# Uber app hijacking my music, started on Super-bowl Sunday 2020



## Big Birtha (Feb 4, 2020)

I have a Bluetooth stereo built for use with my iPhone. On Super-bowl Sunday my Uber app began hijacking my music! If I am playing music and trying to listen to Uber navigation at the same time the app will interrupt my music to tell me my next turn. Not only does it interrupt but then I can only hear the second half of the instructions. If I start with my music paused then the app will give me the first direction and then un-pauses my music only to begin interrupting it again. The only way I can listen to navigation through my stereo now is to turn the stereo off and then, somehow, the app alone will come through my car speakers. I completely uninstalled both my Spotify and Uber apps and reinstalled them, no help. I turned off and restarted my phone, no help! Does anyone know why this all of a sudden started happening??? I am so annoyed!!!


----------



## XLnoGas (Dec 20, 2019)

For me just recently Uber is pausing my Pandora. Lyft use to do something similar where it reduces the music volume and only way to bring it back to normal is pausing and starting your music.


----------



## Big Birtha (Feb 4, 2020)

I actually had a passenger ask me to put music on and had to tell him that I couldn’t and I don’t know why! Very uncomfortable!!


----------



## Boca Ratman (Jun 6, 2018)

Rookies. 

Mute the navigation, its annoying as hell.


----------



## Big Birtha (Feb 4, 2020)

I am not sure that I appreciate being called a rookie, everyone has to start somewhere, but I do appreciate the advice. Maybe I will try that.


----------



## XLnoGas (Dec 20, 2019)

Big Birtha said:


> I actually had a passenger ask me to put music on and had to tell him that I couldn't and I don't know why! Very uncomfortable!!

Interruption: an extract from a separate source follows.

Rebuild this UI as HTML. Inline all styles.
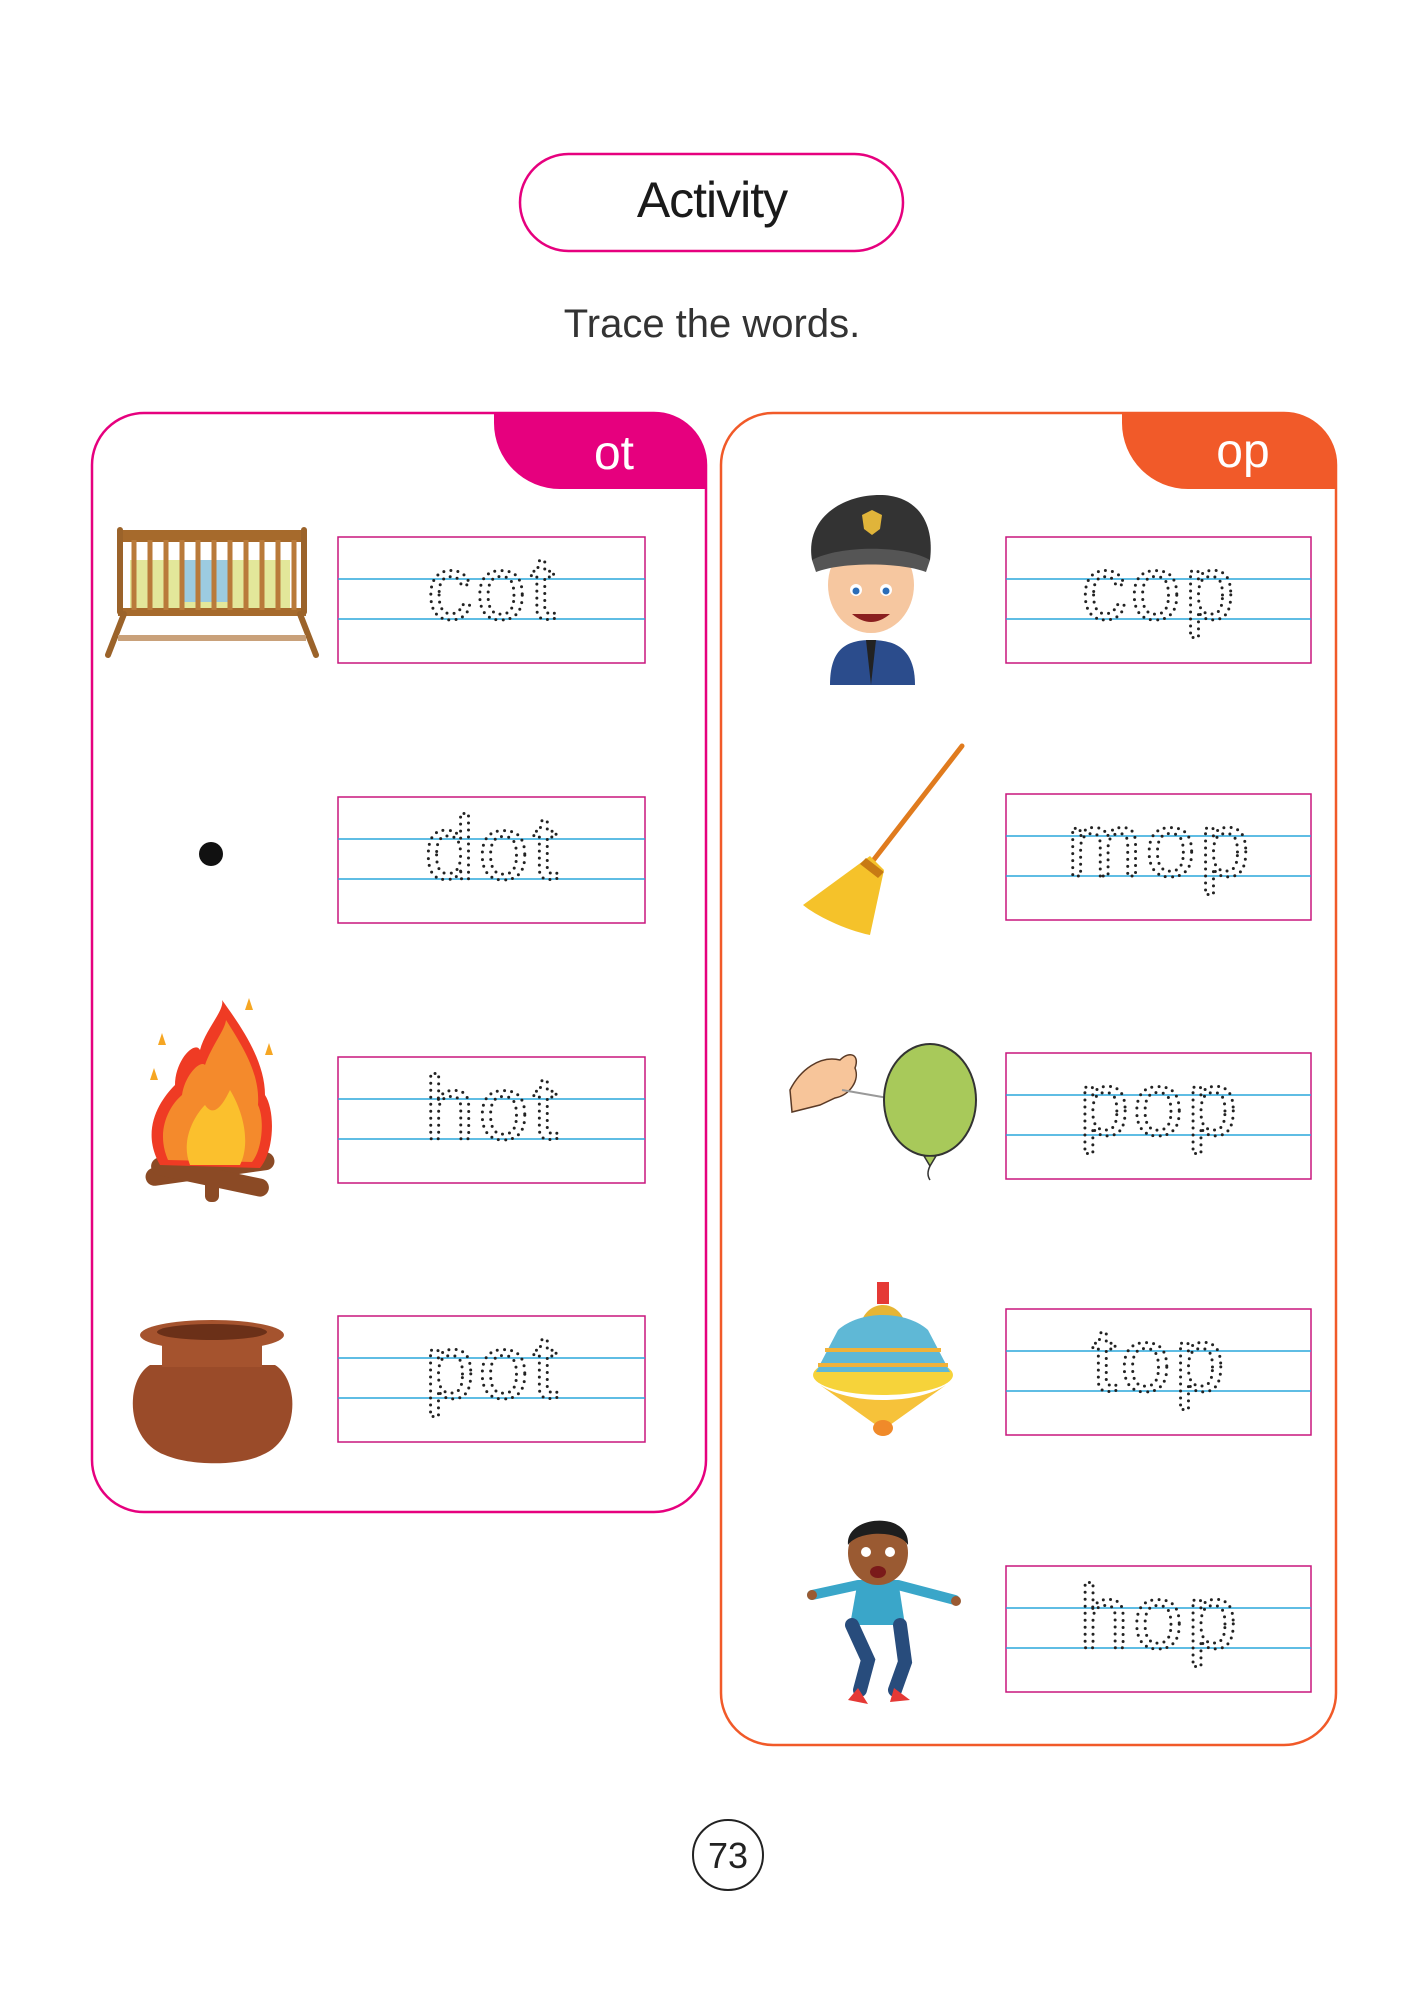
<!DOCTYPE html>
<html><head><meta charset="utf-8"><style>
html,body{margin:0;padding:0;background:#fff;}
svg{display:block;}
.t{font-family:"Liberation Sans",sans-serif;}
.tr{font-family:"Liberation Sans",sans-serif;font-size:90px;letter-spacing:4px;fill:none;stroke:#222;stroke-width:3;stroke-dasharray:0 7;stroke-linecap:round;}
</style></head><body>
<svg width="1414" height="2000" viewBox="0 0 1414 2000" xmlns="http://www.w3.org/2000/svg">
<!-- header -->
<rect x="520" y="154" width="383" height="97" rx="48.5" fill="#fff" stroke="#e6007e" stroke-width="2.5"/>
<text x="712" y="217" text-anchor="middle" class="t" font-size="50" fill="#1a1a1a" letter-spacing="-1">Activity</text>
<text x="712" y="337" text-anchor="middle" class="t" font-size="40" fill="#333">Trace the words.</text>

<!-- left panel -->
<path d="M494 413 H656 A50 50 0 0 1 706 463 V489 H560 A66 66 0 0 1 494 423 Z" fill="#e6007e"/>
<rect x="92" y="413" width="614" height="1099" rx="52" fill="none" stroke="#e6007e" stroke-width="2.5"/>
<text x="614" y="469" text-anchor="middle" class="t" font-size="48" fill="#fff">ot</text>

<!-- right panel -->
<path d="M1122 413 H1286 A50 50 0 0 1 1336 463 V489 H1188 A66 66 0 0 1 1122 423 Z" fill="#f15a29"/>
<rect x="721" y="413" width="615" height="1332" rx="52" fill="none" stroke="#f15a29" stroke-width="2.5"/>
<text x="1243" y="467" text-anchor="middle" class="t" font-size="48" fill="#fff">op</text>

<g stroke-width="1.5" fill="none">
<g transform="translate(338,537)"><rect width="307" height="126" stroke="#c8177d"/><line x1="0" y1="42" x2="307" y2="42" stroke="#2aa7dc"/><line x1="0" y1="82" x2="307" y2="82" stroke="#2aa7dc"/></g>
<g transform="translate(338,797)"><rect width="307" height="126" stroke="#c8177d"/><line x1="0" y1="42" x2="307" y2="42" stroke="#2aa7dc"/><line x1="0" y1="82" x2="307" y2="82" stroke="#2aa7dc"/></g>
<g transform="translate(338,1057)"><rect width="307" height="126" stroke="#c8177d"/><line x1="0" y1="42" x2="307" y2="42" stroke="#2aa7dc"/><line x1="0" y1="82" x2="307" y2="82" stroke="#2aa7dc"/></g>
<g transform="translate(338,1316)"><rect width="307" height="126" stroke="#c8177d"/><line x1="0" y1="42" x2="307" y2="42" stroke="#2aa7dc"/><line x1="0" y1="82" x2="307" y2="82" stroke="#2aa7dc"/></g>
<g transform="translate(1006,537)"><rect width="305" height="126" stroke="#c8177d"/><line x1="0" y1="42" x2="305" y2="42" stroke="#2aa7dc"/><line x1="0" y1="82" x2="305" y2="82" stroke="#2aa7dc"/></g>
<g transform="translate(1006,794)"><rect width="305" height="126" stroke="#c8177d"/><line x1="0" y1="42" x2="305" y2="42" stroke="#2aa7dc"/><line x1="0" y1="82" x2="305" y2="82" stroke="#2aa7dc"/></g>
<g transform="translate(1006,1053)"><rect width="305" height="126" stroke="#c8177d"/><line x1="0" y1="42" x2="305" y2="42" stroke="#2aa7dc"/><line x1="0" y1="82" x2="305" y2="82" stroke="#2aa7dc"/></g>
<g transform="translate(1006,1309)"><rect width="305" height="126" stroke="#c8177d"/><line x1="0" y1="42" x2="305" y2="42" stroke="#2aa7dc"/><line x1="0" y1="82" x2="305" y2="82" stroke="#2aa7dc"/></g>
<g transform="translate(1006,1566)"><rect width="305" height="126" stroke="#c8177d"/><line x1="0" y1="42" x2="305" y2="42" stroke="#2aa7dc"/><line x1="0" y1="82" x2="305" y2="82" stroke="#2aa7dc"/></g>
</g>

<text class="tr" x="493" y="619" text-anchor="middle">cot</text>
<text class="tr" x="493" y="879" text-anchor="middle">dot</text>
<text class="tr" x="493" y="1139" text-anchor="middle">hot</text>
<text class="tr" x="493" y="1398" text-anchor="middle">pot</text>
<text class="tr" x="1160" y="619" text-anchor="middle">cop</text>
<text class="tr" x="1160" y="876" text-anchor="middle">mop</text>
<text class="tr" x="1160" y="1135" text-anchor="middle">pop</text>
<text class="tr" x="1160" y="1391" text-anchor="middle">top</text>
<text class="tr" x="1160" y="1648" text-anchor="middle">hop</text>

<!-- crib -->
<g>
<rect x="130" y="560" width="160" height="50" fill="#e3e79a"/>
<rect x="182" y="560" width="50" height="42" fill="#9ccbe0"/>
<rect x="118" y="530" width="188" height="12" rx="4" fill="#a66a2c"/>
<rect x="118" y="608" width="188" height="8" fill="#a66a2c"/>
<g stroke="#b97a3a" stroke-width="5">
<line x1="134" y1="540" x2="134" y2="610"/><line x1="150" y1="540" x2="150" y2="610"/><line x1="166" y1="540" x2="166" y2="610"/><line x1="182" y1="540" x2="182" y2="610"/><line x1="198" y1="540" x2="198" y2="610"/><line x1="214" y1="540" x2="214" y2="610"/><line x1="230" y1="540" x2="230" y2="610"/><line x1="246" y1="540" x2="246" y2="610"/><line x1="262" y1="540" x2="262" y2="610"/><line x1="278" y1="540" x2="278" y2="610"/><line x1="294" y1="540" x2="294" y2="610"/>
</g>
<g stroke="#9b632a" stroke-width="6" stroke-linecap="round"><line x1="120" y1="530" x2="120" y2="612"/><line x1="304" y1="530" x2="304" y2="612"/><line x1="124" y1="614" x2="108" y2="655"/><line x1="300" y1="614" x2="316" y2="655"/></g>
<rect x="118" y="635" width="188" height="6" fill="#c9a17a"/>
</g>

<circle cx="211" cy="854" r="12" fill="#111"/>

<!-- fire -->
<g>
<g fill="#8b4a25"><rect x="145" y="1160" width="130" height="18" rx="9" transform="rotate(-8 210 1169)"/><rect x="150" y="1168" width="120" height="18" rx="9" transform="rotate(12 210 1177)"/><rect x="205" y="1160" width="14" height="42" rx="6"/></g>
<path d="M160 1165 C140 1130 160 1100 175 1085 C175 1060 195 1040 200 1050 C205 1030 225 1010 222 1000 C240 1025 265 1060 265 1095 C275 1110 275 1150 260 1168 Z" fill="#ef3b24"/>
<path d="M168 1160 C155 1130 170 1105 182 1095 C185 1075 200 1060 205 1065 C212 1045 225 1030 226 1020 C245 1050 260 1075 258 1105 C265 1120 262 1150 252 1162 Z" fill="#f48a2c"/>
<path d="M190 1165 C180 1140 195 1115 205 1105 C215 1120 225 1100 230 1090 C245 1115 250 1145 240 1165 Z" fill="#fbc02d"/>
<path d="M158 1045 l4 -12 l4 12 z M150 1080 l4 -12 l4 12 z M245 1010 l4 -12 l4 12z M265 1055 l4 -12 l4 12z" fill="#f6a623"/>
</g>

<!-- pot -->
<g>
<path d="M150 1365 C125 1380 125 1440 165 1455 C190 1466 240 1466 262 1455 C300 1440 300 1380 275 1365 Z" fill="#9a4b29"/>
<ellipse cx="212" cy="1335" rx="72" ry="15" fill="#a5532e"/>
<ellipse cx="212" cy="1332" rx="55" ry="8" fill="#6b3018"/>
<rect x="162" y="1345" width="100" height="22" fill="#a5532e"/>
</g>

<!-- policeman -->
<g>
<path d="M830 685 C830 650 845 640 871 640 C897 640 915 650 915 685 Z" fill="#2b4c8c"/>
<ellipse cx="871" cy="585" rx="43" ry="48" fill="#f6c7a0"/>
<path d="M812 560 C805 520 840 495 880 495 C915 495 935 520 930 560 Z" fill="#333"/>
<path d="M812 560 C840 545 905 545 930 560 L926 572 C900 562 842 562 816 572 Z" fill="#555"/>
<path d="M862 515 l10 -5 l10 5 l-2 14 l-8 6 l-8 -6z" fill="#e0b43a"/>
<circle cx="856" cy="590" r="6" fill="#fff"/><circle cx="886" cy="590" r="6" fill="#fff"/>
<circle cx="856" cy="591" r="3.5" fill="#2a6db8"/><circle cx="886" cy="591" r="3.5" fill="#2a6db8"/>
<path d="M852 614 Q871 630 890 614 Z" fill="#8a1f1f"/>
<path d="M866 640 l5 45 l5 -45z" fill="#222"/>
</g>

<!-- mop -->
<g>
<line x1="962" y1="746" x2="872" y2="862" stroke="#e07b1e" stroke-width="5" stroke-linecap="round"/>
<path d="M870 856 L884 870 L870 935 C845 930 815 915 803 905 Z" fill="#f5c22a"/>
<path d="M866 858 l18 14 l-6 6 l-18 -14z" fill="#c77a14"/>
</g>

<!-- hand + balloon -->
<g>
<path d="M790 1090 C800 1070 820 1055 840 1060 C850 1050 860 1055 855 1068 C860 1080 850 1095 835 1098 L820 1105 L792 1112 Z" fill="#f7c59a" stroke="#5a3a26" stroke-width="1.5"/>
<line x1="842" y1="1090" x2="888" y2="1098" stroke="#999" stroke-width="2"/>
<ellipse cx="930" cy="1100" rx="46" ry="56" fill="#a8c95a" stroke="#333" stroke-width="2"/>
<path d="M924 1156 l6 10 l6 -10z" fill="#a8c95a" stroke="#333" stroke-width="1.5"/>
<path d="M930 1166 q-4 8 0 14" stroke="#333" fill="none" stroke-width="1.5"/>
</g>

<!-- spinning top -->
<g>
<rect x="877" y="1282" width="12" height="22" fill="#e53935"/>
<path d="M862 1320 C870 1300 896 1300 904 1320 Z" fill="#e6b535"/>
<ellipse cx="883" cy="1375" rx="70" ry="20" fill="#f6d33a"/>
<path d="M838 1330 C860 1310 906 1310 928 1330 L950 1372 H816 Z" fill="#5fb8d6"/>
<path d="M825 1350 H941 M818 1365 H948" stroke="#f0b23a" stroke-width="4"/>
<path d="M820 1385 C850 1405 916 1405 946 1385 L890 1425 H876 Z" fill="#f6c23a"/>
<ellipse cx="883" cy="1428" rx="10" ry="8" fill="#f08a2a"/>
</g>

<!-- jumping boy -->
<g>
<path d="M858 1580 L850 1625 L905 1625 L898 1580 Z" fill="#3aa6c9"/>
<path d="M858 1585 L812 1595 M898 1585 L955 1600" stroke="#3aa6c9" stroke-width="10" stroke-linecap="round"/>
<circle cx="812" cy="1595" r="5" fill="#9a5a32"/><circle cx="956" cy="1601" r="5" fill="#9a5a32"/>
<path d="M852 1625 L868 1660 L860 1690 M900 1625 L905 1662 L895 1690" stroke="#284c7c" stroke-width="14" fill="none" stroke-linecap="round"/>
<path d="M858 1688 l-10 12 l20 4z M894 1688 l-4 14 l20 -2z" fill="#e53935"/>
<ellipse cx="878" cy="1553" rx="30" ry="32" fill="#9a5a32"/>
<path d="M848 1545 C845 1515 910 1510 908 1545 C900 1530 858 1530 848 1545 Z" fill="#1e1e1e"/>
<circle cx="866" cy="1552" r="5" fill="#fff"/><circle cx="890" cy="1552" r="5" fill="#fff"/>
<ellipse cx="878" cy="1572" rx="8" ry="6" fill="#7a1a1a"/>
</g>

<circle cx="728" cy="1855" r="35" fill="none" stroke="#222" stroke-width="2"/>
<text x="728" y="1868" text-anchor="middle" class="t" font-size="36" fill="#222">73</text>
</svg>
</body></html>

None of my radio stations work other than some Spanish ones and KLOVE.....lol

If my Pandora fails, I'm done.


----------



## Big Birtha (Feb 4, 2020)

XLnoGas said:


> None of my radio stations work other than some Spanish ones and KLOVE.....lol
> 
> If my Pandora fails, I'm done.


I hope that Uber fixes this issue! It's a lot to ask to not be able to listen to your music when you're spending so much time in your car!!! Not to mention having unsatisfied passengers over something completely out of your control!!! I work really hard to make my passengers experience a positive one!


----------



## IR12 (Nov 11, 2017)

Big Birtha said:


> I have a Bluetooth stereo built for use with my iPhone. On Super-bowl Sunday my Uber app began hijacking my music! If I am playing music and trying to listen to Uber navigation at the same time the app will interrupt my music to tell me my next turn. Not only does it interrupt but then I can only hear the second half of the instructions. If I start with my music paused then the app will give me the first direction and then un-pauses my music only to begin interrupting it again. The only way I can listen to navigation through my stereo now is to turn the stereo off and then, somehow, the app alone will come through my car speakers. I completely uninstalled both my Spotify and Uber apps and reinstalled them, no help. I turned off and restarted my phone, no help! Does anyone know why this all of a sudden started happening??? I am so annoyed!!!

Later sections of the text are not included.